Supporting information_Soil carbon isotopes in global coastal wetlands

In this study, we synthesized date from global coastal wetland studies to reveal this scientific issue. The results indicated that soil δ¹³C exhibits significant spatial heterogeneity across global coastal wetlands, with values ranging from -21.20‰ to -9.00‰ and decreasing with increasing latitude. Within the soil profile (0-100 cm), δ¹³C values increased with depth. Significant variations in soil δ¹³C values were also observed among different vegetation types, with seagrass meadows and mudflats exhibiting significantly higher δ¹³C values compared to salt marshes and mangroves (p < 0.05). Climatic factors, such as mean annual precipitation (MAP) and mean annual temperature (MAT), were found to directly and indirectly regulate soil δ¹³C values.
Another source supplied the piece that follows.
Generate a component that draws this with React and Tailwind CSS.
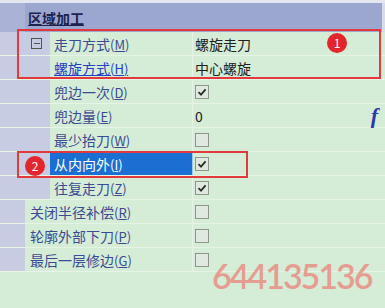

Specifically, MAP exhibited a significant negative correlation with soil δ¹³C values, while MAT showed a positive effect. Soil physicochemical properties were identified as the primary factors influencing soil δ¹³C values, with soil pH indirectly affecting the δ¹³C distribution by controlling clay content and total organic carbon (TOC). These results showed that the interactions of soil physicochemical properties, climate factors and vegetation types significantly influenced the spatial distribution of soil δ¹³C in coastal wetland ecosystems. This study will provide valuable scientific references for a deeper understanding of C biogeochemical cycles in coastal wetland ecosystems.